Advised Singtel Optus on the transfer of its coaxial cable and ancillary assets to NBN Co, to enable the accelerated roll-out of Australia’s National Broadband Network.
Acted for Longluck Investment in relation to its takeover bid to acquire all shares in ASX-listed Cuesta Coal Limited.
Advised on a A$550 million syndicated construction facility for the first four stages of the Frasers Property Group (Singapore) / Sekisui House (Japan) joint venture development of Central Park, Sydney. When complete the site will comprise approximately 11 buildings, 1900 residential apartments, student housing, a hotel, a 16,000sqm multi-level retail centre and a 75,000sqm commercial office campus, including a precinct-wide tri-generation plant and water treatment facility.

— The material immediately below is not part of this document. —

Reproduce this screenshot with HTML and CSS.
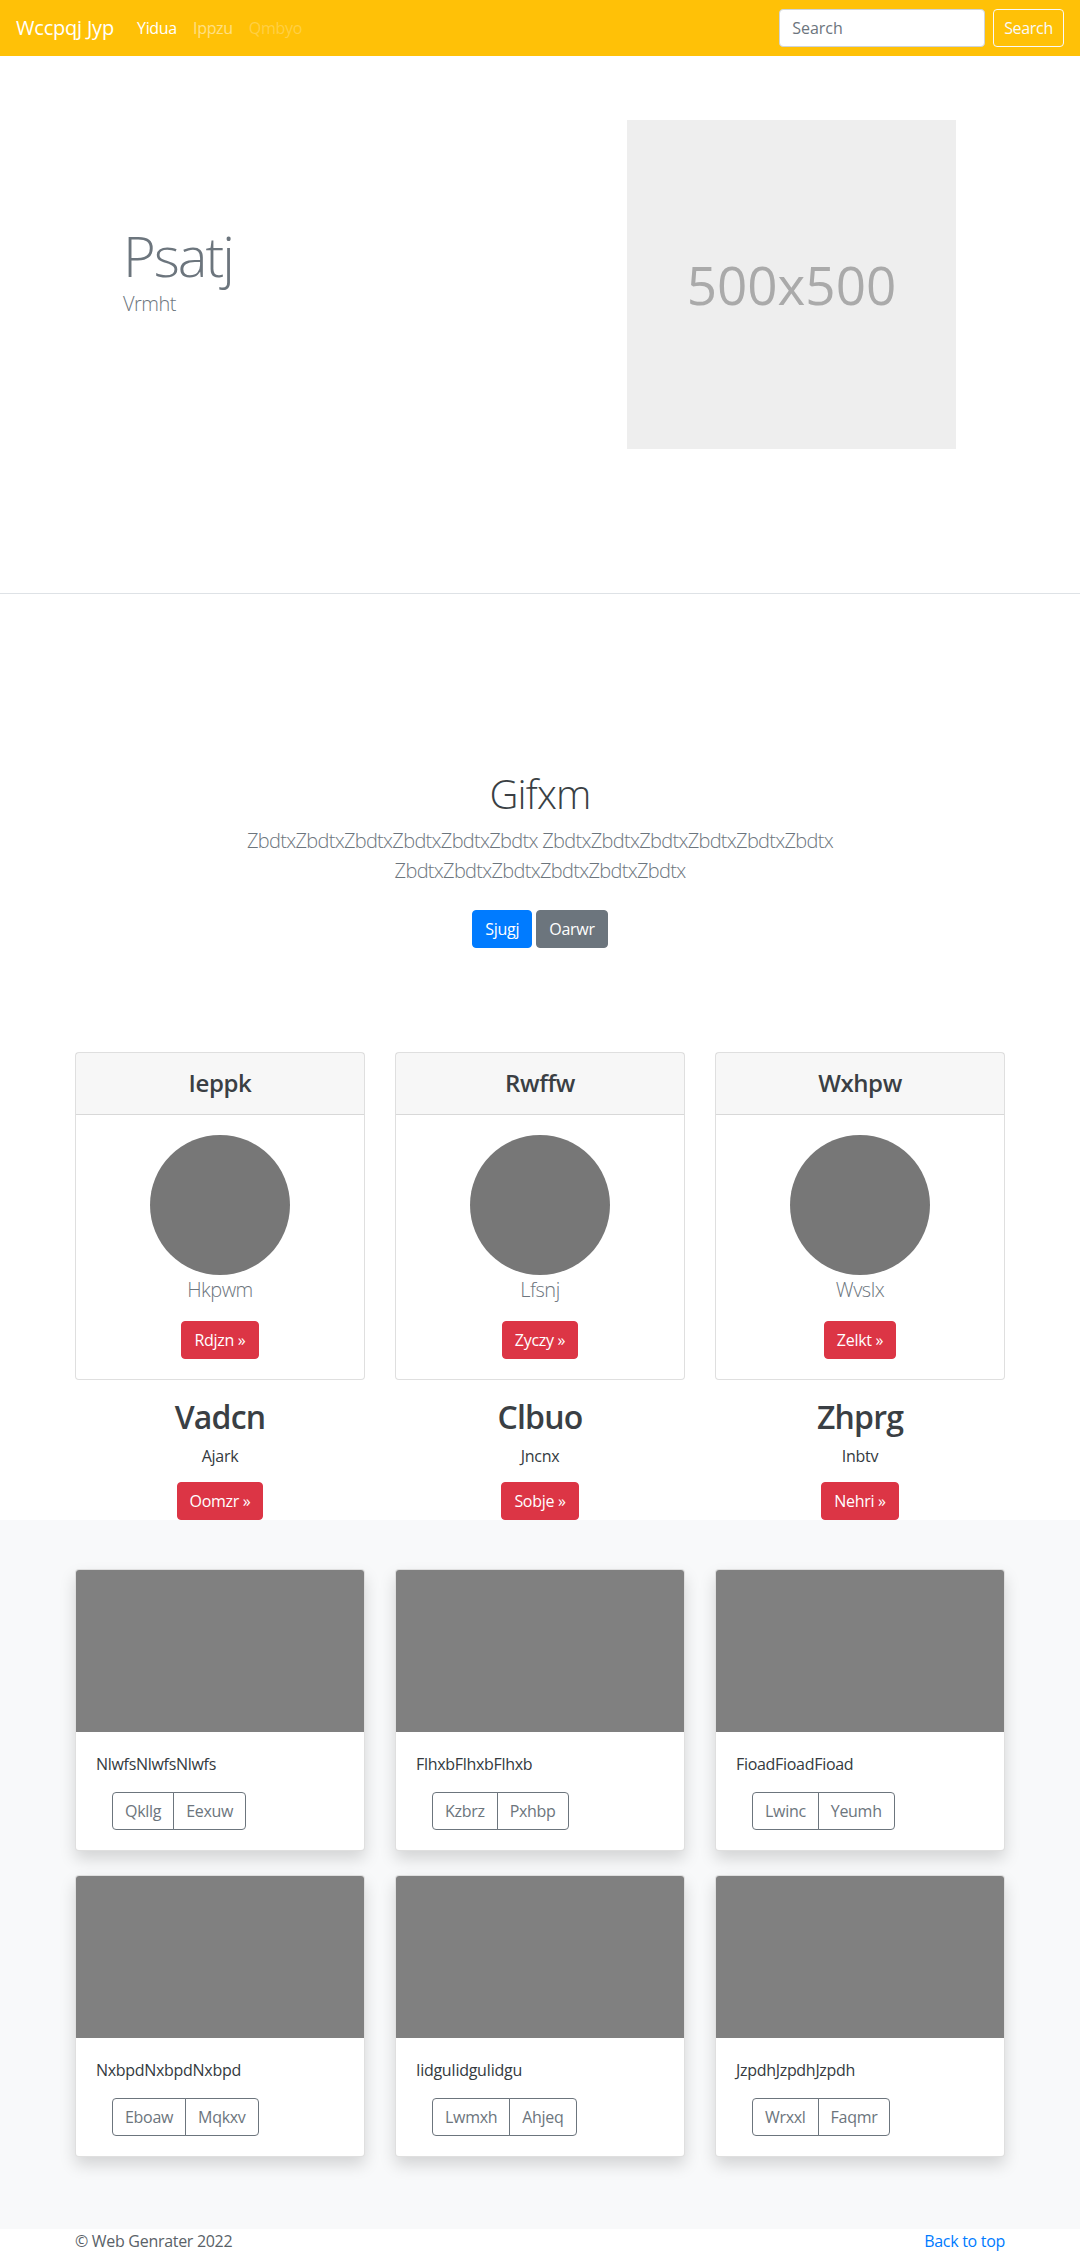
FILE: index.html
```html
<!DOCTYPE html>
<html lang="en">
<head>
<meta charset="utf-8">
<title>Wccpqj Jyp</title>
<link rel="stylesheet" href="styles.css">
</head>
<body>
<nav class="navbar">
  <a class="brand" href="#">Wccpqj Jyp</a>
  <ul class="nav-links">
    <li><a class="nav-link active" href="#">Yidua</a></li>
    <li><a class="nav-link" href="#">Ippzu</a></li>
    <li><a class="nav-link disabled" href="#">Qmbyo</a></li>
  </ul>
  <form class="search">
    <input class="search-input" type="text" placeholder="Search">
    <button class="btn btn-outline-light" type="button">Search</button>
  </form>
</nav>

<section class="hero">
  <div class="hero-inner">
    <div class="hero-text">
      <h1 class="hero-title">Psatj</h1>
      <p class="hero-sub">Vrmht</p>
    </div>
    <div class="placeholder">500x500</div>
  </div>
</section>

<section class="jumbotron">
  <div class="jumbo-inner">
    <h1 class="jumbo-title">Gifxm</h1>
    <p class="lead">ZbdtxZbdtxZbdtxZbdtxZbdtxZbdtx ZbdtxZbdtxZbdtxZbdtxZbdtxZbdtx ZbdtxZbdtxZbdtxZbdtxZbdtxZbdtx</p>
    <p class="jumbo-actions"><a class="btn btn-primary" href="#">Sjugj</a> <a class="btn btn-secondary" href="#">Oarwr</a></p>
  </div>
</section>

<section class="pricing">
  <div class="container row">
    <div class="col center">
      <div class="pcard">
        <div class="pcard-header"><h4>Ieppk</h4></div>
        <div class="pcard-body">
          <div class="circle"></div>
          <p class="pcard-name">Hkpwm</p>
          <a class="btn btn-danger" href="#">Rdjzn »</a>
        </div>
      </div>
      <div class="feature">
        <h2>Vadcn</h2>
        <p>Ajark</p>
        <a class="btn btn-danger" href="#">Oomzr »</a>
      </div>
    </div>
    <div class="col center">
      <div class="pcard">
        <div class="pcard-header"><h4>Rwffw</h4></div>
        <div class="pcard-body">
          <div class="circle"></div>
          <p class="pcard-name">Lfsnj</p>
          <a class="btn btn-danger" href="#">Zyczy »</a>
        </div>
      </div>
      <div class="feature">
        <h2>Clbuo</h2>
        <p>Jncnx</p>
        <a class="btn btn-danger" href="#">Sobje »</a>
      </div>
    </div>
    <div class="col center">
      <div class="pcard">
        <div class="pcard-header"><h4>Wxhpw</h4></div>
        <div class="pcard-body">
          <div class="circle"></div>
          <p class="pcard-name">Wvslx</p>
          <a class="btn btn-danger" href="#">Zelkt »</a>
        </div>
      </div>
      <div class="feature">
        <h2>Zhprg</h2>
        <p>Inbtv</p>
        <a class="btn btn-danger" href="#">Nehri »</a>
      </div>
    </div>
  </div>
</section>

<section class="album">
  <div class="container row wrap">
    <div class="col">
      <div class="acard">
        <div class="acard-img"></div>
        <div class="acard-body">
          <p class="acard-text">NlwfsNlwfsNlwfs</p>
          <div class="btn-group"><a class="btn btn-outline-secondary" href="#">Qkllg</a><a class="btn btn-outline-secondary" href="#">Eexuw</a></div>
        </div>
      </div>
    </div>
    <div class="col">
      <div class="acard">
        <div class="acard-img"></div>
        <div class="acard-body">
          <p class="acard-text">FlhxbFlhxbFlhxb</p>
          <div class="btn-group"><a class="btn btn-outline-secondary" href="#">Kzbrz</a><a class="btn btn-outline-secondary" href="#">Pxhbp</a></div>
        </div>
      </div>
    </div>
    <div class="col">
      <div class="acard">
        <div class="acard-img"></div>
        <div class="acard-body">
          <p class="acard-text">FioadFioadFioad</p>
          <div class="btn-group"><a class="btn btn-outline-secondary" href="#">Lwinc</a><a class="btn btn-outline-secondary" href="#">Yeumh</a></div>
        </div>
      </div>
    </div>
    <div class="col">
      <div class="acard">
        <div class="acard-img"></div>
        <div class="acard-body">
          <p class="acard-text">NxbpdNxbpdNxbpd</p>
          <div class="btn-group"><a class="btn btn-outline-secondary" href="#">Eboaw</a><a class="btn btn-outline-secondary" href="#">Mqkxv</a></div>
        </div>
      </div>
    </div>
    <div class="col">
      <div class="acard">
        <div class="acard-img"></div>
        <div class="acard-body">
          <p class="acard-text">IidguIidguIidgu</p>
          <div class="btn-group"><a class="btn btn-outline-secondary" href="#">Lwmxh</a><a class="btn btn-outline-secondary" href="#">Ahjeq</a></div>
        </div>
      </div>
    </div>
    <div class="col">
      <div class="acard">
        <div class="acard-img"></div>
        <div class="acard-body">
          <p class="acard-text">JzpdhJzpdhJzpdh</p>
          <div class="btn-group"><a class="btn btn-outline-secondary" href="#">Wrxxl</a><a class="btn btn-outline-secondary" href="#">Faqmr</a></div>
        </div>
      </div>
    </div>
  </div>
</section>

<footer class="footer">
  <div class="footer-inner">
    <p>© Web Genrater 2022</p>
    <p><a href="#">Back to top</a></p>
  </div>
</footer>
</body>
</html>
```

FILE: styles.css
```css
* { box-sizing: border-box; }

body {
  margin: 0;
  font-family: "Open Sans", Lato, "Liberation Sans", sans-serif;
  font-size: 16px;
  line-height: 1.5;
  color: #343a40;
  background: #fff;
}

/* Navbar */
.navbar {
  display: flex;
  align-items: center;
  height: 56px;
  padding: 0 16px;
  background: #ffc107;
}
.brand {
  font-size: 20px;
  color: #fff;
  margin-right: 15px;
  text-decoration: none;
  line-height: 1.5;
  letter-spacing: -0.2px;
}
.nav-links {
  display: flex;
  list-style: none;
  margin: 0;
  padding: 0;
}
.nav-link {
  display: block;
  padding: 8px;
  color: rgba(255, 255, 255, 0.5);
  text-decoration: none;
  letter-spacing: -0.3px;
}
.nav-link.active { color: #fff; }
.nav-link.disabled { color: rgba(255, 255, 255, 0.25); }
.search {
  margin: 0 0 0 auto;
  display: flex;
  align-items: center;
}
.search-input {
  width: 206px;
  height: 38px;
  padding: 6px 12px;
  font-family: inherit;
  font-size: 16px;
  border: 1px solid #ced4da;
  border-radius: 4px;
  color: #495057;
  background: #fff;
}
.search-input::placeholder { color: #6c757d; }

/* Buttons */
.btn {
  display: inline-block;
  font-family: inherit;
  font-size: 16px;
  font-weight: 400;
  line-height: 1.5;
  padding: 6px 12px;
  border: 1px solid transparent;
  border-radius: 4px;
  text-decoration: none;
  vertical-align: middle;
  letter-spacing: -0.3px;
  cursor: pointer;
}
.btn-outline-light {
  color: #f8f9fa;
  border-color: #f8f9fa;
  background: transparent;
  margin-left: 8px;
  padding: 6px 10px;
}
.btn-primary { background: #007bff; border-color: #007bff; color: #fff; }
.btn-secondary { background: #6c757d; border-color: #6c757d; color: #fff; }
.btn-danger { background: #dc3545; border-color: #dc3545; color: #fff; }
.btn-outline-secondary { color: #6c757d; border-color: #6c757d; background: transparent; }

/* Hero */
.hero { border-bottom: 1px solid #dee2e6; }
.hero-inner {
  width: 960px;
  margin: 0 auto;
  display: flex;
  justify-content: space-between;
  align-items: flex-start;
  padding: 64px 0 144px;
}
.hero-text { padding: 102px 0 0 63px; }
.hero-title {
  font-size: 56px;
  font-weight: 300;
  line-height: 1.2;
  color: #6c757d;
  margin: 0;
  letter-spacing: -2px;
}
.hero-sub {
  font-size: 20px;
  font-weight: 300;
  color: #6c757d;
  margin: 0;
  letter-spacing: -0.5px;
}
.placeholder {
  width: 329px;
  height: 329px;
  margin-right: 64px;
  background: #eeeeee;
  color: #aaaaaa;
  display: flex;
  align-items: center;
  justify-content: center;
  font-size: 53px;
}

/* Jumbotron */
.jumbotron {
  padding: 176px 0 48px;
  text-align: center;
}
.jumbo-inner { max-width: 700px; margin: 0 auto; }
.jumbo-title {
  font-size: 40px;
  font-weight: 300;
  line-height: 1.2;
  margin: 0 0 8px;
  color: #3a3f44;
  letter-spacing: -0.8px;
}
.lead {
  font-size: 20px;
  font-weight: 300;
  color: #6c757d;
  margin: 0 0 16px;
  letter-spacing: -0.7px;
}
.jumbo-actions { margin: 0; }
.jumbo-actions .btn { margin: 8px 0; }

/* Shared grid */
.container { width: 960px; margin: 0 auto; }
.row { display: flex; }
.row.wrap { flex-wrap: wrap; }
.col { width: 320px; padding: 0 15px; }
.center { text-align: center; }

/* Pricing cards */
.pricing { padding-top: 48px; }
.pcard {
  border: 1px solid rgba(0, 0, 0, 0.125);
  border-radius: 4px;
  background: #fff;
}
.pcard-header {
  padding: 16px 20px;
  background: rgba(0, 0, 0, 0.03);
  border-bottom: 1px solid rgba(0, 0, 0, 0.125);
}
.pcard-header h4 {
  margin: 0;
  font-size: 24px;
  font-weight: 600;
  line-height: 1.2;
  color: #3a3f44;
  letter-spacing: -0.4px;
}
.pcard-body { padding: 20px; }
.circle {
  width: 140px;
  height: 140px;
  border-radius: 50%;
  background: #777;
  margin: 0 auto;
}
.pcard-name {
  font-size: 20px;
  font-weight: 300;
  color: #6c757d;
  margin: 0 0 16px;
  letter-spacing: -0.5px;
}
.feature h2 {
  font-size: 32px;
  font-weight: 600;
  line-height: 1.2;
  margin: 18px 0 8px;
  color: #3a3f44;
  letter-spacing: -0.8px;
}
.feature p { margin: 0 0 14px; letter-spacing: -0.3px; }

/* Album */
.album {
  background: #f8f9fa;
  padding: 49px 0 48px;
}
.acard {
  border: 1px solid rgba(0, 0, 0, 0.125);
  border-radius: 4px;
  background: #fff;
  box-shadow: 0 8px 16px rgba(0, 0, 0, 0.15);
  margin-bottom: 24px;
  overflow: hidden;
}
.acard-img { height: 162px; background: #808080; }
.acard-body { padding: 20px; }
.acard-text { margin: 0 0 16px; letter-spacing: -0.3px; }
.btn-group { display: inline-flex; margin-left: 16px; vertical-align: top; }
.btn-group .btn:first-child { border-top-right-radius: 0; border-bottom-right-radius: 0; }
.btn-group .btn + .btn { margin-left: -1px; border-top-left-radius: 0; border-bottom-left-radius: 0; }

/* Footer */
.footer { color: #5a6268; }
.footer-inner {
  width: 960px;
  margin: 0 auto;
  padding: 0 15px;
  display: flex;
  justify-content: space-between;
  letter-spacing: -0.3px;
}
.footer p { margin: 0 0 16px; }
.footer a { color: #007bff; text-decoration: none; }
```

Acted for Insurance Australia Group Limited (IAG) on the $1.85 billion acquisition of the Australian and New Zealand insurance underwriting businesses of Wesfarmers Limited, the number 1 and number 5 general insurers in Australia respectively. ACCC approval has been granted after close analysis but without the ACCC releasing a Statement of Issues.
Acted for Lidis Group as developer on the Lennox Bridge Carpark Redevelopment in Parramatta. The project involves the development of a riverfront precinct spanning both sides of Parramatta River, including foreshore parks and civic spaces, a discovery and convention centre, cafes and retail, and two residential towers (approximately 35,000 sqm GFA).
Acted for Wilmar in relation to the acquisition of Sucrogen Limited, CSR's sugar business from CSR for an enterprise value of $1.75 billion.
Advised the New South Wales Government (NSW Treasury) on the refinancing of Port Botany and Port Kembla in NSW. The project was unique, involving the contemporaneous refinancing and long term lease of two major Australian ports. Our role included extensive legal analysis of the existing assets and businesses and the regulatory landscape; recommending a transaction structure; drafting special transaction legislation; asset restructuring; preparing extensive interrelated transaction documents; tender process and negotiations; and implementation under legal project management. The project was complex and very significant for NSW, with the transaction widely considered to establish a new benchmark in transaction preparation and execution.